Elia Alba, The Earthseed (Simone Leigh), 2016. Courtesy of the Shelley & Donald Rubin Foundation.

And while there have been some uncomfortable moments around the dinner table, Alba wells up a bit talking about the more poignant or emotional gatherings that she’s shared with her guests. Dinners that followed the deaths of Eric Garner, Michael Brown, and Tamir Rice, and the mass shooting in Orlando, took on particular urgency as the conversations grew more political.

“I think we all cried at that dinner,” she says of the supper that took place shortly after the murders of 49 people in a gay nightclub in Florida in 2016. “People understood that safety wasn’t available to anyone at that table.”

A dinner at the end of 2014, following the police killings of Garner, Brown, and Rice, found participants especially fired up. The group ate together in December, shortly after Art Basel Miami Beach. “People just couldn’t understand how you could celebrate the art fair, and then protest,” says Alba. “I felt the same with Trayvon Martin; that happened in Florida, and people still went to Art Basel.”

More recently, the highly charged conversations surrounding Dana Schutz’s painting of Emmett Till lying in his casket, a flashpoint of the Whitney Biennial, surfaced at one of Alba’s suppers and revealed a generational divide. “Younger folks felt that it should have been taken down, which I found very interesting,” says Alba. “A lot of people felt it should be discussed and critiqued heavily, but it should not be taken down—which is my position. I don’t like [the painting], but that history is not just a history for black people, that’s a history for everyone in this country.”

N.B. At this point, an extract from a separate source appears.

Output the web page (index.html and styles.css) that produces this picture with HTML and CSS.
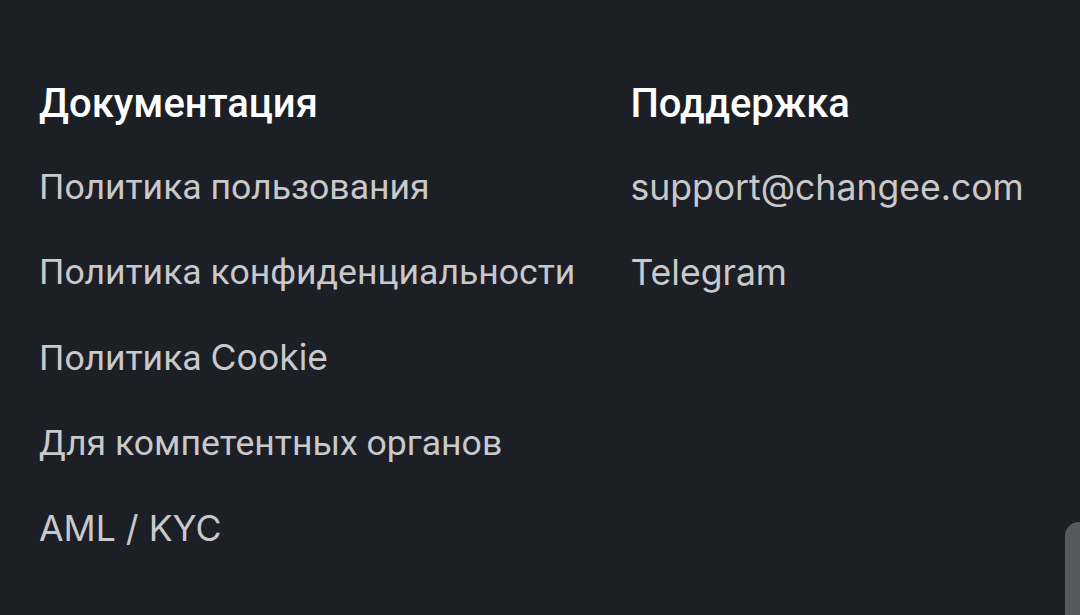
FILE: index.html
```html
<!DOCTYPE html>
<html lang="ru">
<head>
    <meta charset="UTF-8">
    <meta name="viewport" content="width=device-width, initial-scale=1.0">
    <title>Footer</title>
    <link rel="stylesheet" href="styles.css">
</head>
<body>

<footer class="footer">
    <div class="footer-col">
        <h3 class="footer-title">Документация</h3>
        <a class="footer-link" href="#">Политика пользования</a>
        <a class="footer-link" href="#">Политика конфиденциальности</a>
        <a class="footer-link" href="#">Политика <span class="lat">Cookie</span></a>
        <a class="footer-link" href="#">Для компетентных органов</a>
        <a class="footer-link lat" href="#">AML / KYC</a>
    </div>
    <div class="footer-col">
        <h3 class="footer-title">Поддержка</h3>
        <a class="footer-link lat" href="#">support@changee.com</a>
        <a class="footer-link lat" href="#">Telegram</a>
    </div>
</footer>

<div class="scroll-thumb"></div>

</body>
</html>
```

FILE: styles.css
```css
body {
    margin: 0;
    height: 100vh;
    background: #1c1f26;
    font-family: Roboto, "Noto Sans", sans-serif;
    overflow: hidden;
}
.footer {
    display: flex;
    gap: 55px;
    padding: 78px 39px 0;
}
.footer-col {
    display: flex;
    flex-direction: column;
}
.footer-title {
    margin: 0 0 15px;
    font-size: 40px;
    font-weight: 500;
    line-height: 52px;
    color: #fff;
}
.footer-link {
    display: block;
    font-size: 35.6px;
    line-height: 85px;
    color: #c9c9cb;
    text-decoration: none;
    white-space: nowrap;
}
.lat {
    font-family: Inter, Roboto, sans-serif;
}
.scroll-thumb {
    position: absolute;
    right: 0;
    top: 522px;
    width: 15px;
    height: 120px;
    background: #58595d;
    border-radius: 14px 0 0 0;
}
```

Elia Alba, The Professor (Hank Willis Thomas), 2014. Courtesy of the Shelley & Donald Rubin Foundation.

The past five years of suppers have made Alba more sensitive to and aware of different viewpoints, she says. “As artists, we do need to be more sensitive, because we’re putting stuff out into the world. I feel like I was very naïve for a while. Now, to use the contemporary language, I’m woke,” she says.  

She hopes that when her book is eventually published, the dinner transcripts will have a similar impact on others. And the images—or “beauty shots,” as she thinks of them—will hopefully empower viewers, particularly women. She points to her portrait of Juana Valdes, whom she captured looking “so powerful” in a dress with a 10-foot train, and to her nude portrait of Mickalene Thomas, as “The Female Gaze,” portrayed as a Sandro Botticelli-Venus-like statue on a beach in Fire Island.

“With Mickalene Thomas, she portrays these women that are so strong and über-feminine and beautiful, with glitter and sparkle,” Alba says. “Mickalene let me photograph her without any clothes, it was a beautiful day.”

“It’s about reimagining icons and perceptions of what is beautiful—and who is beautiful.”